**Dataset extract**
· · ·

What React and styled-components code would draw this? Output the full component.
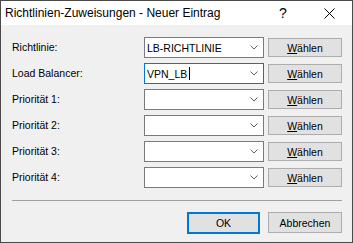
import React from 'react';
import styled, { createGlobalStyle } from 'styled-components';

const ROW_HEIGHT = 21;
const LABEL_WIDTH = 132;
const COMBO_WIDTH = 120;
const BUTTON_WIDTH = 74;

const GlobalStyle = createGlobalStyle`
  html, body {
    margin: 0;
    padding: 0;
    background: #f0f0f0;
  }
`;

const Window = styled.div`
  width: 353px;
  height: 243px;
  box-sizing: border-box;
  border: 1px solid #4a4a4a;
  background: #f0f0f0;
  display: flex;
  flex-direction: column;
  font-family: "Liberation Sans", Arial, sans-serif;
  color: #000;
`;

const TitleBar = styled.div`
  display: flex;
  align-items: center;
  height: 24px;
  background: #fff;
`;

const Title = styled.div`
  flex: 1;
  padding-left: 4px;
  font-size: 12px;
  line-height: 24px;
  white-space: nowrap;
`;

const CaptionButton = styled.div`
  width: 46px;
  height: 24px;
  display: flex;
  align-items: center;
  justify-content: center;
  font-size: 14px;
`;

const Body = styled.div`
  padding: 12px 10px 0 11px;
  font-size: 10.5px;
`;

const Form = styled.div`
  display: flex;
  flex-direction: column;
  gap: 5px;
`;

const Row = styled.div`
  display: flex;
  align-items: flex-start;
  height: ${ROW_HEIGHT}px;
`;

const Label = styled.div`
  width: ${LABEL_WIDTH}px;
  line-height: ${ROW_HEIGHT}px;
  white-space: nowrap;
`;

const Combo = styled.div`
  width: ${COMBO_WIDTH}px;
  height: ${ROW_HEIGHT}px;
  box-sizing: border-box;
  border: 1px solid ${props => props.focused ? '#0078d7' : '#7a7a7a'};
  background: #fff;
  display: flex;
  align-items: center;
  padding: 0 5px 0 2px;
`;

const ComboText = styled.div`
  flex: 1;
  display: flex;
  align-items: center;
  white-space: nowrap;
`;

const Caret = styled.span`
  display: inline-block;
  width: 1px;
  height: 13px;
  margin-left: 2px;
  background: #000;
`;

const Button = styled.div`
  width: ${props => props.width || BUTTON_WIDTH}px;
  height: ${props => props.height || 19}px;
  box-sizing: border-box;
  border: ${props => props.isDefault ? '2px solid #0078d7' : '1px solid #adadad'};
  background: #e1e1e1;
  display: flex;
  align-items: center;
  justify-content: center;
  white-space: nowrap;
`;

const ChooseButton = styled(Button)`
  margin-left: 4px;
  margin-top: 1px;
`;

const Separator = styled.div`
  margin-top: 12px;
  height: 1px;
  background: #a0a0a0;
`;

const Footer = styled.div`
  display: flex;
  justify-content: flex-end;
  gap: 8px;
  margin-top: 11px;
`;

const Chevron = () => (
  <svg width="8" height="5" viewBox="0 0 8 5">
    <polyline points="0.5,0.5 4,4 7.5,0.5" fill="none" stroke="#606060" strokeWidth="1" />
  </svg>
);

const CloseIcon = () => (
  <svg width="11" height="11" viewBox="0 0 11 11">
    <path d="M0.5 0.5 L10.5 10.5 M10.5 0.5 L0.5 10.5" stroke="#000" strokeWidth="1" />
  </svg>
);

const rows = [
  { label: 'Richtlinie:', value: 'LB-RICHTLINIE' },
  { label: 'Load Balancer:', value: 'VPN_LB', focused: true },
  { label: 'Priorität 1:', value: '' },
  { label: 'Priorität 2:', value: '' },
  { label: 'Priorität 3:', value: '' },
  { label: 'Priorität 4:', value: '' },
];

export default function App() {
  return (
    <>
      <GlobalStyle />
      <Window>
        <TitleBar>
          <Title>Richtlinien-Zuweisungen - Neuer Eintrag</Title>
          <CaptionButton>?</CaptionButton>
          <CaptionButton><CloseIcon /></CaptionButton>
        </TitleBar>
        <Body>
          <Form>
            {rows.map(row => (
              <Row key={row.label}>
                <Label>{row.label}</Label>
                <Combo focused={row.focused}>
                  <ComboText>
                    {row.value}
                    {row.focused && <Caret />}
                  </ComboText>
                  <Chevron />
                </Combo>
                <ChooseButton><u>W</u>ählen</ChooseButton>
              </Row>
            ))}
          </Form>
          <Separator />
          <Footer>
            <Button width={73} height={22} isDefault>OK</Button>
            <Button height={21}>Abbrechen</Button>
          </Footer>
        </Body>
      </Window>
    </>
  );
}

· · ·

**Goal**
Return the material word for word. Pictures are not part of the copy.

**Output for this exercise**
What React and styled-components code would draw this? Output the full component.
import React from 'react';
import styled, { createGlobalStyle } from 'styled-components';

const ROW_HEIGHT = 21;
const LABEL_WIDTH = 132;
const COMBO_WIDTH = 120;
const BUTTON_WIDTH = 74;

const GlobalStyle = createGlobalStyle`
  html, body {
    margin: 0;
    padding: 0;
    background: #f0f0f0;
  }
`;

const Window = styled.div`
  width: 353px;
  height: 243px;
  box-sizing: border-box;
  border: 1px solid #4a4a4a;
  background: #f0f0f0;
  display: flex;
  flex-direction: column;
  font-family: "Liberation Sans", Arial, sans-serif;
  color: #000;
`;

const TitleBar = styled.div`
  display: flex;
  align-items: center;
  height: 24px;
  background: #fff;
`;

const Title = styled.div`
  flex: 1;
  padding-left: 4px;
  font-size: 12px;
  line-height: 24px;
  white-space: nowrap;
`;

const CaptionButton = styled.div`
  width: 46px;
  height: 24px;
  display: flex;
  align-items: center;
  justify-content: center;
  font-size: 14px;
`;

const Body = styled.div`
  padding: 12px 10px 0 11px;
  font-size: 10.5px;
`;

const Form = styled.div`
  display: flex;
  flex-direction: column;
  gap: 5px;
`;

const Row = styled.div`
  display: flex;
  align-items: flex-start;
  height: ${ROW_HEIGHT}px;
`;

const Label = styled.div`
  width: ${LABEL_WIDTH}px;
  line-height: ${ROW_HEIGHT}px;
  white-space: nowrap;
`;

const Combo = styled.div`
  width: ${COMBO_WIDTH}px;
  height: ${ROW_HEIGHT}px;
  box-sizing: border-box;
  border: 1px solid ${props => props.focused ? '#0078d7' : '#7a7a7a'};
  background: #fff;
  display: flex;
  align-items: center;
  padding: 0 5px 0 2px;
`;

const ComboText = styled.div`
  flex: 1;
  display: flex;
  align-items: center;
  white-space: nowrap;
`;

const Caret = styled.span`
  display: inline-block;
  width: 1px;
  height: 13px;
  margin-left: 2px;
  background: #000;
`;

const Button = styled.div`
  width: ${props => props.width || BUTTON_WIDTH}px;
  height: ${props => props.height || 19}px;
  box-sizing: border-box;
  border: ${props => props.isDefault ? '2px solid #0078d7' : '1px solid #adadad'};
  background: #e1e1e1;
  display: flex;
  align-items: center;
  justify-content: center;
  white-space: nowrap;
`;

const ChooseButton = styled(Button)`
  margin-left: 4px;
  margin-top: 1px;
`;

const Separator = styled.div`
  margin-top: 12px;
  height: 1px;
  background: #a0a0a0;
`;

const Footer = styled.div`
  display: flex;
  justify-content: flex-end;
  gap: 8px;
  margin-top: 11px;
`;

const Chevron = () => (
  <svg width="8" height="5" viewBox="0 0 8 5">
    <polyline points="0.5,0.5 4,4 7.5,0.5" fill="none" stroke="#606060" strokeWidth="1" />
  </svg>
);

const CloseIcon = () => (
  <svg width="11" height="11" viewBox="0 0 11 11">
    <path d="M0.5 0.5 L10.5 10.5 M10.5 0.5 L0.5 10.5" stroke="#000" strokeWidth="1" />
  </svg>
);

const rows = [
  { label: 'Richtlinie:', value: 'LB-RICHTLINIE' },
  { label: 'Load Balancer:', value: 'VPN_LB', focused: true },
  { label: 'Priorität 1:', value: '' },
  { label: 'Priorität 2:', value: '' },
  { label: 'Priorität 3:', value: '' },
  { label: 'Priorität 4:', value: '' },
];

export default function App() {
  return (
    <>
      <GlobalStyle />
      <Window>
        <TitleBar>
          <Title>Richtlinien-Zuweisungen - Neuer Eintrag</Title>
          <CaptionButton>?</CaptionButton>
          <CaptionButton><CloseIcon /></CaptionButton>
        </TitleBar>
        <Body>
          <Form>
            {rows.map(row => (
              <Row key={row.label}>
                <Label>{row.label}</Label>
                <Combo focused={row.focused}>
                  <ComboText>
                    {row.value}
                    {row.focused && <Caret />}
                  </ComboText>
                  <Chevron />
                </Combo>
                <ChooseButton><u>W</u>ählen</ChooseButton>
              </Row>
            ))}
          </Form>
          <Separator />
          <Footer>
            <Button width={73} height={22} isDefault>OK</Button>
            <Button height={21}>Abbrechen</Button>
          </Footer>
        </Body>
      </Window>
    </>
  );
}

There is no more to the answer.